La forza della voce

“Ha qol, qol Ja’aqov ve ha jadaim jedé ‘Esaw – La voce è la voce di Giacobbe e le mani sono le mani di Esaù” (Bereshit 27;22).
Nella nostra parashà si legge dello scambio di identità di Giacobbe a scapito di Esaù per prendere da suo padre, ormai vecchio e non vedente, la benedizione del primogenito. Isacco riconosce dalla voce suo figlio Giacobbe ma, a causa del travestimento, è confuso e lo scambia per Esaù.
Giacobbe diverrà di li a poco Israel e sarà il capostipite del nostro popolo.
Il popolo ebraico deve combattere le sue guerra attraverso il far sentire la propria voce ossia, con lo studio e con le tefillot.

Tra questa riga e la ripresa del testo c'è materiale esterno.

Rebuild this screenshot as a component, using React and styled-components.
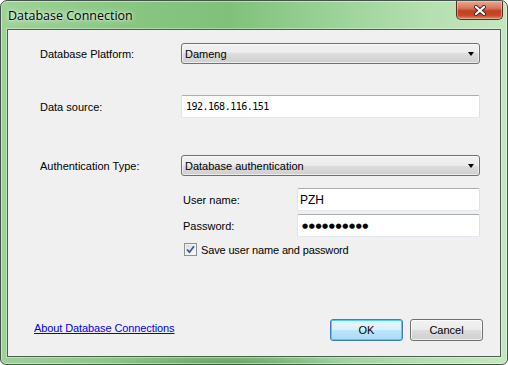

Più avanti, proprio in un momento di pura gelosia e invidia verso il popolo ebraico, Bilam (mago e stregone, mandato da Balaq a maledire Israele) dirà: “Ma tovu ohalekha Ja’aqv mishkenotekha Israel – Come sono belle le tue tende o Giacobbe, i tuoi santuari o Israel” (Bemidbàr 24;5). Le tende simboleggiano le scuole dove si studia Torà, mentre i Santuari sono i luoghi di culto.
La nostra forza è la nostra voce, sia per studiare che per fare sentire le nostre tefillot anche attraverso il bel canto.